Squeeze singles chronology
| "Black Coffee in Bed" (1982) | "When the Hangover Strikes" (1982) | "I've Returned" (1982) |

= When the Hangover Strikes =

"When the Hangover Strikes" was the second single released from Squeeze's fifth album, Sweets from a Stranger.

==Background==
Glenn Tillbrook has said that the track was subconsciously inspired by Frank Sinatra. "I'd started listening to the albums Frank Sinatra made for Capitol in the '50s, which he recorded primarily with producer Nelson Riddle. The instrumentation on those albums was fantastic and contained a certain mood and direction to them that had nothing to do with the record that had come before. ... I wasn't thinking this consciously when i wrote 'Hangover'. It's just that when I listen to any sort of music some of it trickles out in one way or other."

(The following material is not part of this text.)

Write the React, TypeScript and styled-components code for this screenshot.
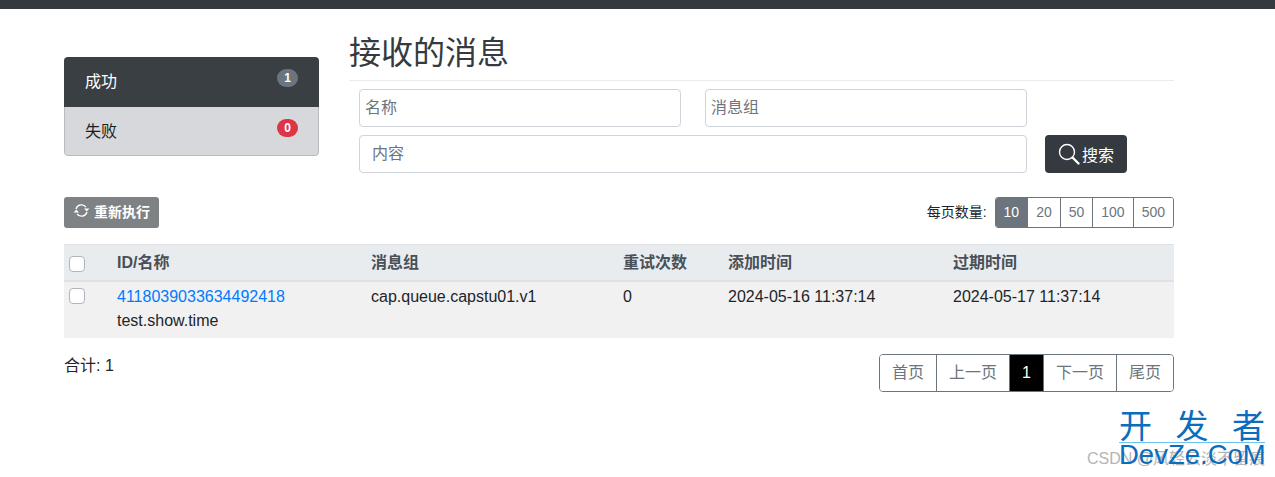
import React from 'react'
import styled, { createGlobalStyle } from 'styled-components'

const sans = `"Liberation Sans", "Noto Sans CJK SC", sans-serif`

const GlobalStyle = createGlobalStyle`
  html, body {
    margin: 0;
    padding: 0;
    background: #fff;
    overflow: hidden;
  }
  * {
    box-sizing: border-box;
  }
  body {
    font-family: ${sans};
    font-size: 16px;
    line-height: 24px;
    color: #212529;
  }
`

const pageSizes = ['10', '20', '50', '100', '500']

export default function App() {
  return (
    <>
      <GlobalStyle />
      <TopBar />
      <Page>
        <Header>
          <SideNav>
            <SideItem $active>
              成功
              <Badge $color="#6c757d">1</Badge>
            </SideItem>
            <SideItem>
              失败
              <Badge $color="#dc3545">0</Badge>
            </SideItem>
          </SideNav>
          <Main>
            <Title>接收的消息</Title>
            <Filters>
              <FieldRow>
                <Field $width={322} $pad={5} placeholder="名称" />
                <Field $width={322} $pad={5} placeholder="消息组" />
              </FieldRow>
              <FieldRow>
                <Field $width={668} $pad={12} placeholder="内容" />
                <SearchButton>
                  <svg width="22" height="22" viewBox="0 0 22 22" fill="none" stroke="#fff">
                    <circle cx="9" cy="9" r="7.5" strokeWidth="1.4" />
                    <path d="M14.5 14.5L20.5 20.5" strokeWidth="2.4" strokeLinecap="round" />
                  </svg>
                  搜索
                </SearchButton>
              </FieldRow>
            </Filters>
          </Main>
        </Header>

        <Toolbar>
          <RetryButton>
            <svg width="17" height="15" viewBox="0 0 17 15" fill="none">
              <path d="M3 6A5.6 5.6 0 0 1 13 4.2" stroke="#fff" strokeWidth="1.3" />
              <path d="M14 9A5.6 5.6 0 0 1 4 10.8" stroke="#fff" strokeWidth="1.3" />
              <path d="M11 5.5H16.4L13.7 8.6Z" fill="#fff" />
              <path d="M0.6 9.5H6L3.3 6.4Z" fill="#fff" />
            </svg>
            重新执行
          </RetryButton>
          <PageSize>
            <PageSizeLabel>每页数量:</PageSizeLabel>
            <PageSizeGroup>
              {pageSizes.map((size) => (
                <PageSizeButton key={size} $active={size === '10'}>
                  {size}
                </PageSizeButton>
              ))}
            </PageSizeGroup>
          </PageSize>
        </Toolbar>

        <Table>
          <thead>
            <tr>
              <HeadCell $width={48}>
                <CheckBox />
              </HeadCell>
              <HeadCell $width={254}>ID/名称</HeadCell>
              <HeadCell $width={252}>消息组</HeadCell>
              <HeadCell $width={105}>重试次数</HeadCell>
              <HeadCell $width={225}>添加时间</HeadCell>
              <HeadCell $width={226}>过期时间</HeadCell>
            </tr>
          </thead>
          <tbody>
            <tr>
              <BodyCell>
                <CheckBox />
              </BodyCell>
              <BodyCell>
                <IdLink>4118039033634492418</IdLink>
                <div>test.show.time</div>
              </BodyCell>
              <BodyCell>cap.queue.capstu01.v1</BodyCell>
              <BodyCell>0</BodyCell>
              <BodyCell>2024-05-16 11:37:14</BodyCell>
              <BodyCell>2024-05-17 11:37:14</BodyCell>
            </tr>
          </tbody>
        </Table>

        <Footer>
          <Total>合计: 1</Total>
          <Pager>
            <PagerItem>首页</PagerItem>
            <PagerItem>上一页</PagerItem>
            <PagerItem $active>1</PagerItem>
            <PagerItem>下一页</PagerItem>
            <PagerItem>尾页</PagerItem>
          </Pager>
        </Footer>
      </Page>

      <Watermark>
        <WatermarkGrey>CSDN @风轻云淡不留痕</WatermarkGrey>
        <WatermarkTop>
          <span>开</span>
          <span>发</span>
          <span>者</span>
        </WatermarkTop>
        <WatermarkBottom>DevZe.CoM</WatermarkBottom>
      </Watermark>
    </>
  )
}

const TopBar = styled.div`
  height: 9px;
  background: #343a40;
`

const Page = styled.div`
  width: 1110px;
  margin-left: 64px;
`

const Header = styled.div`
  display: flex;
  align-items: flex-start;
`

const SideNav = styled.div`
  width: 255px;
  margin-top: 48px;
  margin-right: 30px;
  flex: none;
  border-radius: 4px;
  overflow: hidden;
`

const SideItem = styled.div<{ $active?: boolean }>`
  display: flex;
  justify-content: space-between;
  height: ${(p) => (p.$active ? '50px' : '49px')};
  padding: 13px ${(p) => (p.$active ? '21px' : '20px')} 0;
  color: ${(p) => (p.$active ? '#fff' : '#1b1e21')};
  background: ${(p) => (p.$active ? '#3a3f44' : '#d6d8db')};
  border: ${(p) => (p.$active ? '0' : '1px solid #b9bbbe')};
  border-top: 0;
  border-radius: ${(p) => (p.$active ? '0' : '0 0 4px 4px')};
`

const Badge = styled.span<{ $color: string }>`
  width: 21px;
  height: 18px;
  margin-top: -1px;
  border-radius: 9px;
  background: ${(p) => p.$color};
  color: #fff;
  font-size: 12px;
  font-weight: 700;
  line-height: 18px;
  text-align: center;
`

const Main = styled.div`
  flex: 1;
`

const Title = styled.h1`
  margin: 0;
  height: 72px;
  padding-top: 20px;
  font-size: 32px;
  font-weight: 400;
  line-height: 48px;
  color: #343a40;
  border-bottom: 1px solid #e9ecef;
`

const Filters = styled.div`
  padding: 8px 10px 0;
  display: flex;
  flex-direction: column;
  gap: 8px;
`

const FieldRow = styled.div`
  display: flex;
  gap: 24px;
`

const Field = styled.input<{ $width: number; $pad: number }>`
  width: ${(p) => p.$width}px;
  height: 38px;
  padding: 0 ${(p) => p.$pad}px;
  border: 1px solid #ced4da;
  border-radius: 4px;
  font-family: ${sans};
  font-size: 16px;
  &::placeholder {
    color: #6c757d;
    opacity: 1;
  }
`

const SearchButton = styled.button`
  display: flex;
  align-items: center;
  justify-content: center;
  gap: 2px;
  width: 82px;
  height: 38px;
  margin-left: -6px;
  padding: 0;
  border: 0;
  border-radius: 4px;
  background: #343a40;
  color: #fff;
  font-family: ${sans};
  font-size: 16px;
`

const Toolbar = styled.div`
  display: flex;
  justify-content: space-between;
  align-items: center;
  margin-top: 24px;
`

const RetryButton = styled.button`
  display: flex;
  align-items: center;
  gap: 4px;
  width: 95px;
  height: 31px;
  padding: 0 0 4px 9px;
  border: 0;
  border-radius: 3px;
  background: #7f8285;
  color: #fff;
  font-family: ${sans};
  font-size: 14px;
  font-weight: 700;
  white-space: nowrap;
`

const PageSize = styled.div`
  display: flex;
  align-items: center;
  gap: 8px;
`

const PageSizeLabel = styled.span`
  font-size: 14px;
  margin-bottom: 2px;
`

const PageSizeGroup = styled.div`
  display: flex;
  border: 1px solid #6c757d;
  border-radius: 3px;
  overflow: hidden;
`

const PageSizeButton = styled.span<{ $active?: boolean }>`
  height: 29px;
  padding: 0 8px;
  font-size: 14px;
  line-height: 29px;
  color: ${(p) => (p.$active ? '#fff' : '#6c757d')};
  background: ${(p) => (p.$active ? '#6c757d' : '#fff')};
  & + & {
    border-left: 1px solid #6c757d;
  }
`

const Table = styled.table`
  width: 1110px;
  margin-top: 16px;
  border-collapse: collapse;
  table-layout: fixed;
  background: #f1f1f1;
`

const HeadCell = styled.th<{ $width: number }>`
  width: ${(p) => p.$width}px;
  height: 36px;
  padding: 5px 5px 4px;
  text-align: left;
  vertical-align: middle;
  font-size: 16px;
  font-weight: 700;
  color: #495057;
  background: #e9ecef;
  border-top: 1px solid #dee2e6;
  border-bottom: 2px solid #dee2e6;
`

const BodyCell = styled.td`
  height: 57px;
  padding: 3px 5px;
  vertical-align: top;
  font-size: 16px;
`

const CheckBox = styled.span`
  display: block;
  width: 16px;
  height: 16px;
  background: #fff;
  border: 1px solid #adb5bd;
  border-radius: 4px;
  margin-top: 3px;
`

const IdLink = styled.a`
  display: block;
  color: #007bff;
`

const Footer = styled.div`
  display: flex;
  justify-content: space-between;
  align-items: flex-start;
  margin-top: 16px;
`

const Total = styled.div`
  font-size: 16px;
`

const Pager = styled.div`
  display: flex;
  height: 38px;
  border: 1px solid #6c757d;
  border-radius: 4px;
  overflow: hidden;
`

const PagerItem = styled.span<{ $active?: boolean }>`
  padding: 0 12px;
  line-height: 36px;
  color: ${(p) => (p.$active ? '#fff' : '#6c757d')};
  background: ${(p) => (p.$active ? '#000' : '#fff')};
  & + & {
    border-left: 1px solid #6c757d;
  }
`

const Watermark = styled.div`
  position: absolute;
  left: 1119px;
  top: 409px;
  width: 146px;
  color: #0b6dbd;
`

const WatermarkGrey = styled.div`
  position: absolute;
  right: 0;
  top: 39px;
  white-space: nowrap;
  font-size: 16px;
  line-height: 22px;
  color: #b5b5b5;
`

const WatermarkTop = styled.div`
  position: relative;
  display: flex;
  justify-content: space-between;
  height: 34px;
  font-size: 33px;
  line-height: 36px;
  border-bottom: 1px solid #6cc3ee;
  white-space: nowrap;
`

const WatermarkBottom = styled.div`
  position: relative;
  font-size: 27.5px;
  line-height: 24px;
  white-space: nowrap;
`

Chris Difford said of the song, "Lyrically this was the finest song on the album for me. All the imagery is so correct and goes beautifully with the music." Tillbrook said, "This is the first track that I'm proud of on [Sweets from a Stranger]."

==Release==
"When the Hangover Strikes" was released as the follow-up single to "Black Coffee in Bed" in July 1982, backed with the track "Elephant Girl." However, unlike its predecessor, it failed to chart at all. Glenn Tillbrook said on the single's release, "I was convinced it would be a smash hit, which just goes to show what Mr 'Finger on the Pulse' Tillbrook knew. I thought, 'The kids'll love this. They'll go crazy for it.' But it was about blokes getting hangovers, which was totally unsexy." Chris Difford said, "The fact that the record company would endorse it is amazing. It wouldn't happen now."

It was the first UK single culled from one of the band's albums not to achieve a position on the Singles Chart ("Christmas Day" also had not charted, but that was not an album cut).